Tuesday, December 13, 2011

Discipline Envy: Building software worlds with blueprints?!


In many engineering disciplines, civil engineering is a perfect example,  implementation is preceded by a distinct design phase which produces a defined architecture; a blueprint for implementation. For all practical purposes it can be said that design is an activity which spawns the architecture and the corresponding implementation. We know that this paradigm works extremely well when building bridges but does it work when constructing software.

I don’t think that in the software world design can be compartmentalized into a phase. The interactivity inherent in software systems creates severe dynamism in requirements. Moreover the swiftness with which tools and technologies evolve do not allow for a Big Design Up Front (BDUF). The fundamental assumption that BDUF makes is that architects and designers can visualize pitfalls without prototyping and some implementation. This unfortunately does not apply to the software development process and to me it looks like a classic case of Discipline Envy.

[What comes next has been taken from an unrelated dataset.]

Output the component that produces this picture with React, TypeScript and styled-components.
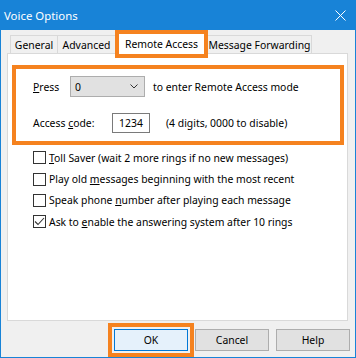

Ward Cunningham (of Wiki fame) wrote that the programming discipline has always had an identity crisis. It never seems happy to be itself but instead pretends to be the discipline it serves at the moment, or the discipline from which it has drawn the most members. First our discipline wanted to be like mathematics and then we were a science, off on a voyage of discovery with the scientific method at our side. Now we have matured to engineers, liberated by certified processes and writing our handbook.

I think Ward is absolutely right; what we seem to be doing now is borrowing practices from other engineering disciplines to write our process handbooks. Engineering Envy! This may work sometimes but comparing practices in software engineering with those in civil engineering is going to fail most of the times. Instead of looking at established practices, we need to invest into looking at our own patterns and create paradigms which will help us better optimize the age old iron triangle of speed, cost and correctness.

There needs to be a balance struck between the time spent on planning and the time needed to refactor to fix a defect. In most software projects there is always a dearth of requirements which will make any analysis or design phase stretch out and lead to an anti-pattern called "analysis paralysis", which I have already spoken about in an earlier post. With the inherent dynamism, the cost of planning is almost always higher than the cost of fixing, effectively laying waste to the time that was put into planning.  Continuous Deployment, Automatic Updates, Fault Tolerance and related ideas substantially reduce the cost of defects in production so that they become cheaper to fix at run-time than to plan out at the beginning. These concepts are far more suited to the software development environment.

Another undeniable feature of any software development life cycle is change. Customers normally don't really know what exactly they want. Most of the time, given a prototype, they will be able to say definitely what they don’t want. Given this situation if you are making a BDUF, a lot of assumptions are inevitable that later will prove to be false but these are already designed and possibly coded. This brings me to the concept of YAGNI or You Ain't Going to Need It. The idea is to design, code and test only when a feature is absolutely needed and not when it is foreseen. A kind of Just-In-Time approach which eventually reduces a lot of wasted work and time.

Design has to be an iterative activity with no real start and end points stretching from inception all the way up to maintenance. Software design or architecture cannot be completed in a "phase"; design and architecture need to be emergent across the span of the product lifecycle which will in turn create a sustainable development environment.

I am not advocating "cowboy coding" or saying that there is absolutely nothing needed upfront. There definitely has to be an approach and a vision for the development process but it need not be big and grand. Nothing is going to evolve unless it is seeded. All I am questioning is the depth of the design made upfront and saying that it looks that we will be much better off at a point three quarters down the line below:


I sometimes wonder though is this too darwinian for a creationistic world!